Rental housing starts in Ontario went up 500% from 1997 to 2002 and part and parcel of this increase is the fact institutional investors like Great West Life and OMERS are back into rental housing in Ontario. Rehabilitation of existing units is notably up too. A survey of apartment owners in 2001 by the Fair Rental Policy Organization revealed capital expenditures on aging rental stock in Ontario nearly doubled when comparing 2000 to 1997.

To the Manitoba government's credit, it has started down the road to allowing rent increases above the rent control guidelines when a rental unit is voluntarily vacated. New legislation was introduced this spring to The Residential Tenancies Act. Although there are a number of strings attached and the province has already stated it will limit the number of units per year. Regulations for implementation are currently under development.

Another side effect of Manitoba's long running rent control regime is it has reduced the overall assessment base of Winnipeg's rental universe due to limited new construction activity, loss of assessment value in existing units because of lack of maintenance and neglect and the absolute loss of units since a number of apartment blocks are no longer inhabitable. Conversions of some of the lost apartment units to condominiums do not come close to making up the loss in apartment assessment values. As a result, other property classes such as homeowners, are required to pick up the slack and are having to pay more property taxes to make up for the loss in rental assessment. One Manitoba study done by a property expert in 1996 went to considerable length and detail to chronicle the loss in apartment assessment value and how it resulted in increasing the homeowner's property tax burden.

For the relatively modest amount of new units being constructed today, they are not addressing the needs of those most vulnerable at the lowest income level. In fact, some of the units that were previously available for low income renters have either been acquired by investors to convert to condominiums or removed from rent controls altogether and rehabilitated to be brought back onto the market at higher rents. As Avrom Charach pointed out in his op ed, there has actually been a net loss in the total number of rental units.
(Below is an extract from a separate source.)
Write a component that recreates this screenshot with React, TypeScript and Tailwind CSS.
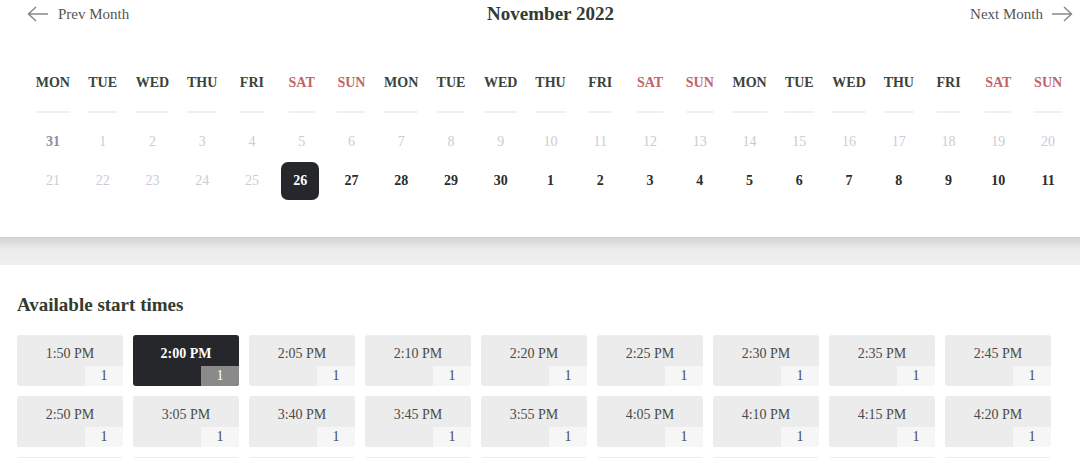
const days = ["MON", "TUE", "WED", "THU", "FRI", "SAT", "SUN"];

type Day = { n: number; kind: "prev" | "faded" | "on" | "sel" };

const row1: Day[] = [
  { n: 31, kind: "prev" },
  ...Array.from({ length: 20 }, (_, i) => ({ n: i + 1, kind: "faded" as const })),
];
const row2: Day[] = [
  ...[21, 22, 23, 24, 25].map((n) => ({ n, kind: "faded" as const })),
  { n: 26, kind: "sel" },
  ...[27, 28, 29, 30].map((n) => ({ n, kind: "on" as const })),
  ...Array.from({ length: 11 }, (_, i) => ({ n: i + 1, kind: "on" as const })),
];

const times = [
  "1:50 PM", "2:00 PM", "2:05 PM", "2:10 PM", "2:20 PM", "2:25 PM", "2:30 PM", "2:35 PM", "2:45 PM",
  "2:50 PM", "3:05 PM", "3:40 PM", "3:45 PM", "3:55 PM", "4:05 PM", "4:10 PM", "4:15 PM", "4:20 PM",
];

function Arrow({ dir }: { dir: "left" | "right" }) {
  return (
    <svg width="22" height="16" viewBox="0 0 22 16" fill="none" stroke="#8a8a8a" strokeWidth="1.5">
      {dir === "left" ? (
        <path d="M1 8H21M9 1L1.5 8L9 15" />
      ) : (
        <path d="M1 8H21M13 1L20.5 8L13 15" />
      )}
    </svg>
  );
}

function DateCell({ d }: { d: Day }) {
  if (d.kind === "sel") {
    return (
      <div className="flex h-[39px] items-center justify-center">
        <span className="-ml-[3px] flex h-[38px] w-[38px] items-center justify-center rounded-[7px] bg-[#25272a] font-bold text-white">
          {d.n}
        </span>
      </div>
    );
  }
  const cls =
    d.kind === "prev"
      ? "font-bold text-[#8b8fa0]"
      : d.kind === "faded"
      ? "text-[#c9ccd4]"
      : "font-bold text-[#2b2b2b]";
  return <div className={`flex h-[39px] items-center justify-center ${cls}`}>{d.n}</div>;
}

export default function App() {
  return (
    <div className="min-h-screen w-[1080px] bg-white font-['Liberation_Serif',serif]">
      {/* calendar */}
      <div className="pl-[28px] pr-[7px] pb-[37px]">
        <div className="relative flex h-[28px] items-center justify-between text-[15px] text-[#555]">
          <div className="-ml-[1px] flex items-center gap-[9px]">
            <Arrow dir="left" />
            <span>Prev Month</span>
          </div>
          <div className="absolute left-1/2 -translate-x-1/2 text-[19px] font-bold text-[#333a31]">
            November 2022
          </div>
          <div className="flex items-center gap-[8px]">
            <span>Next Month</span>
            <Arrow dir="right" />
          </div>
        </div>

        <div className="mt-[47px] grid grid-cols-[repeat(21,minmax(0,1fr))] text-[14px] font-bold leading-[16px]">
          {[...days, ...days, ...days].map((d, i) => (
            <div key={i} className="flex justify-center">
              <span
                className={`border-b-2 border-[#f0f0f0] pb-[20px] ${
                  d === "SAT" || d === "SUN" ? "text-[#c26466]" : "text-[#3b4339]"
                }`}
              >
                {d}
              </span>
            </div>
          ))}
        </div>

        <div className="mt-[9px] grid grid-cols-[repeat(21,minmax(0,1fr))] text-[14px]">
          {row1.map((d, i) => (
            <DateCell key={"a" + i} d={d} />
          ))}
          {row2.map((d, i) => (
            <DateCell key={"b" + i} d={d} />
          ))}
        </div>
      </div>

      {/* divider band */}
      <div className="h-[28px] bg-[linear-gradient(#d2d2d2,#ececec_45%,#f0f0f0)]" />

      {/* times */}
      <div className="px-[17px] pt-[28px]">
        <h2 className="text-[19px] font-bold leading-[24px] text-[#333a31]">Available start times</h2>
        <div className="mt-[18px] grid grid-cols-[repeat(9,106px)] gap-[10px]">
          {times.map((t) => {
            const sel = t === "2:00 PM";
            return (
              <div
                key={t}
                className={`flex h-[51px] flex-col overflow-hidden rounded-[3px] text-[14px] ${
                  sel ? "bg-[#25272a] text-white" : "bg-[#ececec] text-[#4a4a4a]"
                }`}
              >
                <div className={`pt-[11px] text-center leading-[16px] ${sel ? "font-bold" : ""}`}>{t}</div>
                <div
                  className={`mt-auto flex h-[20px] w-[38px] items-center justify-center self-end leading-none ${
                    sel ? "bg-[#8a8a8a] text-white" : "bg-[#f6f6f6] text-[#4a4a4a]"
                  }`}
                >
                  1
                </div>
              </div>
            );
          })}
          {/* next row, only its top edge shows */}
          {Array.from({ length: 9 }, (_, i) => (
            <div key={"r3" + i} className="h-[51px] rounded-[3px] bg-[#ececec]" />
          ))}
        </div>
      </div>
    </div>
  );
}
When looking at the entire real estate market, whether it is new, existing or rental, you often here housing analysts and experts speak of the need for a balanced market. Clayton Research, a firm known nationwide for its analysis of Canada's major housing markets, produces a monthly housing report that includes a chart showing how local markets are faring in respect to resale housing market indicators. This chart indicates that a balanced or normal market should have a 5 months inventory of resale product. Note: With respect to the rental market, CMHC considers 3 per cent to be a reasonable vacancy rate. Winnipeg's rate has been hovering around 1 per cent for some time now.
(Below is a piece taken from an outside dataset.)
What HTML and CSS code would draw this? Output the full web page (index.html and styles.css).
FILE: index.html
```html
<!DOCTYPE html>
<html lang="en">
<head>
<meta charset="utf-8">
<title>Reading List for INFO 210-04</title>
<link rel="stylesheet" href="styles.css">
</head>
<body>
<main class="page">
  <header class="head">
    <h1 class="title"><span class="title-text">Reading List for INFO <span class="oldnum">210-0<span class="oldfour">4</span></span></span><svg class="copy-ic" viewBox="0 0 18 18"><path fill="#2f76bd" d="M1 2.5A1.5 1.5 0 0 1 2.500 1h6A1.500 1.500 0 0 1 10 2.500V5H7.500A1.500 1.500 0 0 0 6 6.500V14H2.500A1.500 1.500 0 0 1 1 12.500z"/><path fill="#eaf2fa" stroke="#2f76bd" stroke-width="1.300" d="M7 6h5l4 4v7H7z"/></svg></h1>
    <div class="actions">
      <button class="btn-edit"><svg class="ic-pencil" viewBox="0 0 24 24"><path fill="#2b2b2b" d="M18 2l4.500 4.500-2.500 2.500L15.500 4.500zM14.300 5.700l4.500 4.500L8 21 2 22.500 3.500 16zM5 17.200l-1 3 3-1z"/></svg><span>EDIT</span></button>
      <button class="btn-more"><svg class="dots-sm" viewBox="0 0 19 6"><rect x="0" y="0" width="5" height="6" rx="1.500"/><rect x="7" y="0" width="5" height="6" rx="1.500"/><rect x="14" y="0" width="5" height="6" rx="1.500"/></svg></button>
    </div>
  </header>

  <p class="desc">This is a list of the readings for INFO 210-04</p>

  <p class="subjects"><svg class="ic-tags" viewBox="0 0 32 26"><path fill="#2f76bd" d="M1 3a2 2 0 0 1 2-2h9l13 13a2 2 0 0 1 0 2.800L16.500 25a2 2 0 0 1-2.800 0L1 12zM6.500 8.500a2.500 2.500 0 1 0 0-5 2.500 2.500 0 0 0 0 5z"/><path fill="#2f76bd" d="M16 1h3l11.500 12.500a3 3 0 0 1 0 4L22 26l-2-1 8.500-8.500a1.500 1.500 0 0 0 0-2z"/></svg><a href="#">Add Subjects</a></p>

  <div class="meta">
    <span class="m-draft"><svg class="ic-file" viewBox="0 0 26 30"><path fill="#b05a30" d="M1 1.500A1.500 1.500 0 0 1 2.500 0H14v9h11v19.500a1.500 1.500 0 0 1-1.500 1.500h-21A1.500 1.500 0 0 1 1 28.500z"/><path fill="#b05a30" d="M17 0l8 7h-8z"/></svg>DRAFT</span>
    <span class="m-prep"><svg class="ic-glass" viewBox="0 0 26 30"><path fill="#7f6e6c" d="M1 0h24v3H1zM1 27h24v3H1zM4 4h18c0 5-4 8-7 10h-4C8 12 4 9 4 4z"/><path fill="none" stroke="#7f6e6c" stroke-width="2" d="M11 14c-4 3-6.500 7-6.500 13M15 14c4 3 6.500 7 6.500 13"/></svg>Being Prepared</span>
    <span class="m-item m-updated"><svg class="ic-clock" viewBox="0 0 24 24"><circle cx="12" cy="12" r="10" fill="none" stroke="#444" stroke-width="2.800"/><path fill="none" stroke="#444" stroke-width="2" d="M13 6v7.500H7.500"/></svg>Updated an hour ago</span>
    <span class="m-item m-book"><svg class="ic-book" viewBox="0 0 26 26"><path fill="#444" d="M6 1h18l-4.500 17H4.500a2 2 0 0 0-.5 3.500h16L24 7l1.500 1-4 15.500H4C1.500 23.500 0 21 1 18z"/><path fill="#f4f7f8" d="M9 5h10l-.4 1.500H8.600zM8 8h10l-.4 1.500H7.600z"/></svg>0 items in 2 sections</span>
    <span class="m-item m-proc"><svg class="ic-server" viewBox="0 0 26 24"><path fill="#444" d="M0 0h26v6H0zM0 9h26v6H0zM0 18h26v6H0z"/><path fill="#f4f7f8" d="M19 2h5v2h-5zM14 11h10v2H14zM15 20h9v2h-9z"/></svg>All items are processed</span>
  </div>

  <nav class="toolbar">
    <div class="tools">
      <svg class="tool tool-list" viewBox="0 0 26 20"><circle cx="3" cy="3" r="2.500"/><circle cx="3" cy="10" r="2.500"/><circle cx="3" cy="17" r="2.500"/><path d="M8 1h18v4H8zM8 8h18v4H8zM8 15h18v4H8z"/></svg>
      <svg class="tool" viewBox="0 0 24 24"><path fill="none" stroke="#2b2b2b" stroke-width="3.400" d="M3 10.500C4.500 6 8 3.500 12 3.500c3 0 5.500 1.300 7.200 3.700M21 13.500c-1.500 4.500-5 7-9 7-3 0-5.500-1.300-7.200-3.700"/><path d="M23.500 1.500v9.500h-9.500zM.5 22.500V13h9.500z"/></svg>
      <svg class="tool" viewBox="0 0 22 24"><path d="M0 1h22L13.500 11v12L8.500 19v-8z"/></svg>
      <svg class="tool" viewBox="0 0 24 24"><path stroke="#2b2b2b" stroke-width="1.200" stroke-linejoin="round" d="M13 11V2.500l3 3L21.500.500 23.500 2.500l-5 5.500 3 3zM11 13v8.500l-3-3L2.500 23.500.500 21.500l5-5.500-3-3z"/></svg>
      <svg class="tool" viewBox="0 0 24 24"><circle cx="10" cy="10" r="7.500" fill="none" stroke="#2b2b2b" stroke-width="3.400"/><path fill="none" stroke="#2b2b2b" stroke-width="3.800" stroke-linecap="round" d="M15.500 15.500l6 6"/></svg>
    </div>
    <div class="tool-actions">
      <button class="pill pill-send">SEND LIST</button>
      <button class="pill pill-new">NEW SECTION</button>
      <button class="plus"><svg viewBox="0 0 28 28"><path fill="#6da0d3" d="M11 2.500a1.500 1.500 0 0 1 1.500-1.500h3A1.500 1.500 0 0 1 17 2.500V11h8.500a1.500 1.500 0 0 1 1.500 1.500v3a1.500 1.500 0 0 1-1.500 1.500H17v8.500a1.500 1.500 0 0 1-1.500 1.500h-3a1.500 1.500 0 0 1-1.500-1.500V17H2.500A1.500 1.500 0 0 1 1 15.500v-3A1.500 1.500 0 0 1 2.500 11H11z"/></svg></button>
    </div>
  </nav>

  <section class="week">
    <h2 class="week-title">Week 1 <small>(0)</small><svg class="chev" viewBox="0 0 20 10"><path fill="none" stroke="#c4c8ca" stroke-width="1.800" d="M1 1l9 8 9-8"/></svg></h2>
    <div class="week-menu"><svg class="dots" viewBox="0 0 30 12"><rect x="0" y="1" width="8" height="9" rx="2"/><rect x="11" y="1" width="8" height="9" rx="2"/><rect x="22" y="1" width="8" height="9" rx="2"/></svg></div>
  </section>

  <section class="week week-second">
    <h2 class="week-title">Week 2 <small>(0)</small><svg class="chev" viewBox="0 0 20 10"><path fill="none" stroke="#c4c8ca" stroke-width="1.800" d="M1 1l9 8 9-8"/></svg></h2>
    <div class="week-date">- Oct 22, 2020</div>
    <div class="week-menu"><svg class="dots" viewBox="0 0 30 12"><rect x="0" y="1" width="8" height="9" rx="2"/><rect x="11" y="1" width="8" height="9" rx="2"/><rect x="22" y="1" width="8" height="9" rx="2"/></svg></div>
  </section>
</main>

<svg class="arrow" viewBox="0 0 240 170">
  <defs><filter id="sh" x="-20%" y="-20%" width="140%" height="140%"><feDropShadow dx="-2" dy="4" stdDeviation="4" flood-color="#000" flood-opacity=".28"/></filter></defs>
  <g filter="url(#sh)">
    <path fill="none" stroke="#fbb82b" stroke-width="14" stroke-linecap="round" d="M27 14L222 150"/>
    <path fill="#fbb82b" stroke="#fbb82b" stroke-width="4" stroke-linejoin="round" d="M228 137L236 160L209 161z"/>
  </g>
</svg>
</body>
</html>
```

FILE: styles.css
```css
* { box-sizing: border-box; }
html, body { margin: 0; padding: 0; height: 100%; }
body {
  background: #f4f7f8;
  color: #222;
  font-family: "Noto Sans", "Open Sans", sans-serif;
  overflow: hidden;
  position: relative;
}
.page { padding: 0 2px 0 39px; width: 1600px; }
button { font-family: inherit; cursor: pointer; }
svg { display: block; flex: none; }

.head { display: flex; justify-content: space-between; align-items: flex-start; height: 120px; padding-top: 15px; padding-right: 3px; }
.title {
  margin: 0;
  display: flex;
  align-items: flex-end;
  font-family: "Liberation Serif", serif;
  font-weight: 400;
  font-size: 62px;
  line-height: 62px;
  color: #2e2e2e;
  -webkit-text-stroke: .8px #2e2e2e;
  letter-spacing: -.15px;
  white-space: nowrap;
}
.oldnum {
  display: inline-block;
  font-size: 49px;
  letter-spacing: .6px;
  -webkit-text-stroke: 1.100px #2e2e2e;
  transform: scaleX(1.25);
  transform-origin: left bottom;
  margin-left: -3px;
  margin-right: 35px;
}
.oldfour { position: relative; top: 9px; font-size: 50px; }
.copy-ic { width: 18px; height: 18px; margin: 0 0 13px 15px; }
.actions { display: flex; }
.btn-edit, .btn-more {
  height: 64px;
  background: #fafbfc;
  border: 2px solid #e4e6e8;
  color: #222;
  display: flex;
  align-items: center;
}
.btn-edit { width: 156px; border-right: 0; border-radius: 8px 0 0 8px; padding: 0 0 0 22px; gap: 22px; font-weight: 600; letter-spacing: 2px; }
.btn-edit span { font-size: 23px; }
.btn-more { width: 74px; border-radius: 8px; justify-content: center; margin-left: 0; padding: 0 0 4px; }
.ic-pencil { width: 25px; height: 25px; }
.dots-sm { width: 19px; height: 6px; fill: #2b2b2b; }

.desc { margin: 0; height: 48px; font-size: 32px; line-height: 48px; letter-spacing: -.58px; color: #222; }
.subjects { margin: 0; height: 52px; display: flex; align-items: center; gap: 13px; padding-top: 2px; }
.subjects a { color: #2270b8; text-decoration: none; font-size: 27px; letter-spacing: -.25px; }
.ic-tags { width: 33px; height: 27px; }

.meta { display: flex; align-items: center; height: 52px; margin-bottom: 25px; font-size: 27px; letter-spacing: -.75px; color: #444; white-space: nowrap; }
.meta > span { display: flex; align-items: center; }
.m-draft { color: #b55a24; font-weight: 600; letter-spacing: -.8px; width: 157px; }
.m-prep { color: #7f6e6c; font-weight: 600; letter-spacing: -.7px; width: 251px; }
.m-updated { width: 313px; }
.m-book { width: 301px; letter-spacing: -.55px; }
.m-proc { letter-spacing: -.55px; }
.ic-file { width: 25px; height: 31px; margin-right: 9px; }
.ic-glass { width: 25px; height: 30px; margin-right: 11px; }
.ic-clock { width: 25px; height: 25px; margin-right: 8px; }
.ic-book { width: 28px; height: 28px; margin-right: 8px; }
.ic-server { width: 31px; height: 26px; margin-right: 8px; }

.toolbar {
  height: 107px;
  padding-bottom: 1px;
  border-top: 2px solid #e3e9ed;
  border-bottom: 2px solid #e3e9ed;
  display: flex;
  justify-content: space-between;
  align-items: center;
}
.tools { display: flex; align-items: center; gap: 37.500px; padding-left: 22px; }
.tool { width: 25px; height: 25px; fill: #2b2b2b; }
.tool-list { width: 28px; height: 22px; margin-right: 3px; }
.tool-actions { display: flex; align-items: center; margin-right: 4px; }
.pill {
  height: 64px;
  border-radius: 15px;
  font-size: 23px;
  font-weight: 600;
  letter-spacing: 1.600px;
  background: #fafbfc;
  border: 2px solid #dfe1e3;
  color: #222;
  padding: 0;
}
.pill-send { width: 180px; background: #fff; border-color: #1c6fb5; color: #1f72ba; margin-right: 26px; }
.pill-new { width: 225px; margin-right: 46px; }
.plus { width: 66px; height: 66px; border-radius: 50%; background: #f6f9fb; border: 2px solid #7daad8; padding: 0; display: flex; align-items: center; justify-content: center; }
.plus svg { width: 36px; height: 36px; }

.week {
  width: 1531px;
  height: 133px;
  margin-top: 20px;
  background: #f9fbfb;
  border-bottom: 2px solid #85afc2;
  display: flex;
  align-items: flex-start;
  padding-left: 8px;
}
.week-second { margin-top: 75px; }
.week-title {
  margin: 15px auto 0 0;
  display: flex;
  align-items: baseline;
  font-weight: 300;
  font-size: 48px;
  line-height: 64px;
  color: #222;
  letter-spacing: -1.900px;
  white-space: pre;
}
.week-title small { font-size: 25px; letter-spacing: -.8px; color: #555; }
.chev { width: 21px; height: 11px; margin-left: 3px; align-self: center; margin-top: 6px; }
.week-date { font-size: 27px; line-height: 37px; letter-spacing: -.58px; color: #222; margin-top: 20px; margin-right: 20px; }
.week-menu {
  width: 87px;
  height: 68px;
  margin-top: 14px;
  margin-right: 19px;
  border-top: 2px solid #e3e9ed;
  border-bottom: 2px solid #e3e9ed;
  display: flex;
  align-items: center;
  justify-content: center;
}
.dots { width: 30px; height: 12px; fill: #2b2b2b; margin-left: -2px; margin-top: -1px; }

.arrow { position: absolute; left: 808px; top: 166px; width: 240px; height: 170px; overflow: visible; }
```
In the case of Winnipeg, its inventory for resale housing has been at a uncomfortably low level for a few years. It only had a two month supply in July. While it would be simplistic and wrong to say the lowest rental vacancy rate of any major city in Canada is the reason why Winnipeg is showing the lowest resale inventories in comparison to other major markets across the country, it is not unreasonable to infer the lack of supply of rental accommodations (nonexistent in some areas of the city) is clearly exerting more pressure on existing homes for sale since alternative options are not available. New home options are limited as well due to the well documented lot shortages in Winnipeg.
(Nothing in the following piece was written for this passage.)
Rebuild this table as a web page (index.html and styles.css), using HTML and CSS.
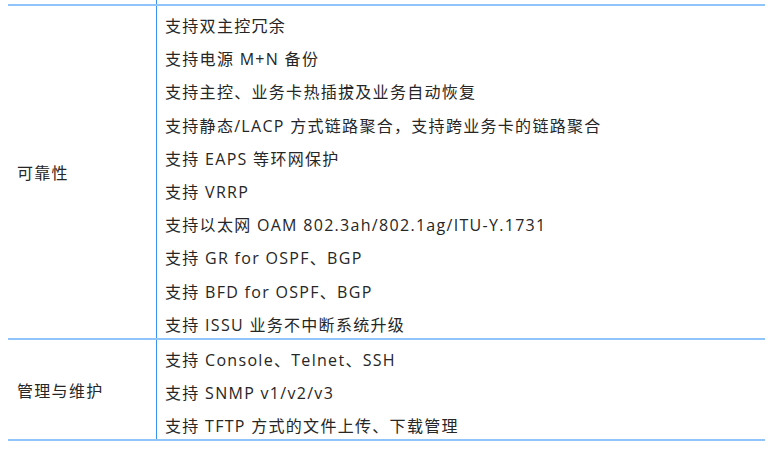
FILE: index.html
```html
<!DOCTYPE html>
<html lang="zh-CN">
<head>
    <meta charset="UTF-8">
    <meta name="viewport" content="width=device-width, initial-scale=1.0">
    <title>产品规格</title>
    <link rel="stylesheet" href="styles.css">
</head>
<body>
    <div class="spec">
        <div class="group group-prev">
            <div class="group-name"></div>
            <div class="group-items">
                <div class="item">支持用户分级管理</div>
            </div>
        </div>
        <div class="group">
            <div class="group-name">可靠性</div>
            <div class="group-items">
                <div class="item">支持双主控冗余</div>
                <div class="item">支持电源 M+N 备份</div>
                <div class="item">支持主控、业务卡热插拔及业务自动恢复</div>
                <div class="item">支持静态/LACP 方式链路聚合，支持跨业务卡的链路聚合</div>
                <div class="item">支持 EAPS 等环网保护</div>
                <div class="item">支持 VRRP</div>
                <div class="item">支持以太网 OAM 802.3ah/802.1ag/ITU-Y.1731</div>
                <div class="item">支持 GR for OSPF、BGP</div>
                <div class="item">支持 BFD for OSPF、BGP</div>
                <div class="item">支持 ISSU 业务不中断系统升级</div>
            </div>
        </div>
        <div class="group">
            <div class="group-name">管理与维护</div>
            <div class="group-items">
                <div class="item">支持 Console、Telnet、SSH</div>
                <div class="item">支持 SNMP v1/v2/v3</div>
                <div class="item">支持 TFTP 方式的文件上传、下载管理</div>
            </div>
        </div>
    </div>
</body>
</html>
```

FILE: styles.css
```css
body {
    margin: 0;
    background-color: #ffffff;
    font-family: "Open Sans", "Noto Sans CJK SC", sans-serif;
    font-size: 16px;
    letter-spacing: 1.3px;
    color: #262626;
}
.spec {
    width: 757px;
    margin: -29.2px 0 0 8px;
}
.group {
    display: flex;
    border-bottom: 2px solid #8fc5fb;
}
.group-name {
    width: 148px;
    flex-shrink: 0;
    padding-left: 9px;
    box-sizing: border-box;
    display: flex;
    align-items: center;
}
.group-items {
    flex: 1;
    border-left: 1px solid #3a92f2;
    padding-left: 8px;
}
.item {
    height: 33.2px;
    box-sizing: border-box;
    padding-top: 7px;
    line-height: 26.2px;
    white-space: nowrap;
}
```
It should therefore come as no surprise that in the April 2005 Clayton Housing Forecast Report, it had Winnipeg not only having the lowest resale inventory at 1.6 months for March 2005 but based on year-over year changes, Winnipeg was the only major market to have three consecutive years of double-digit resale price increases; it had the highest new house price increase for both 2004 and 2005; and with the exception of Regina, the lowest apartment rental start forecast of any major market.

Going forward, Winnipeggers need to be provided with more housing options and ones that will remain affordable. With continued escalation in house prices coupled with some of the highest property tax levels in the country and a real possibility they may go even higher next year based on a new reassessment, it becomes patently clear the provincial government as well as the other two levels of government must take the issue of housing supply more seriously.

There is no quick fix, one size fits all solution. However, if we do not deal with some of these issues like lack of rental accommodations more effectively; ambitious programs to attract more immigrants to help fill much needed job market deficits and grow the economy for the benefit of all will fall short. Our youth will also find Winnipeg a less desirable place to stay and raise a family since housing is becoming more of an issue in terms of availability and cost of homeownership.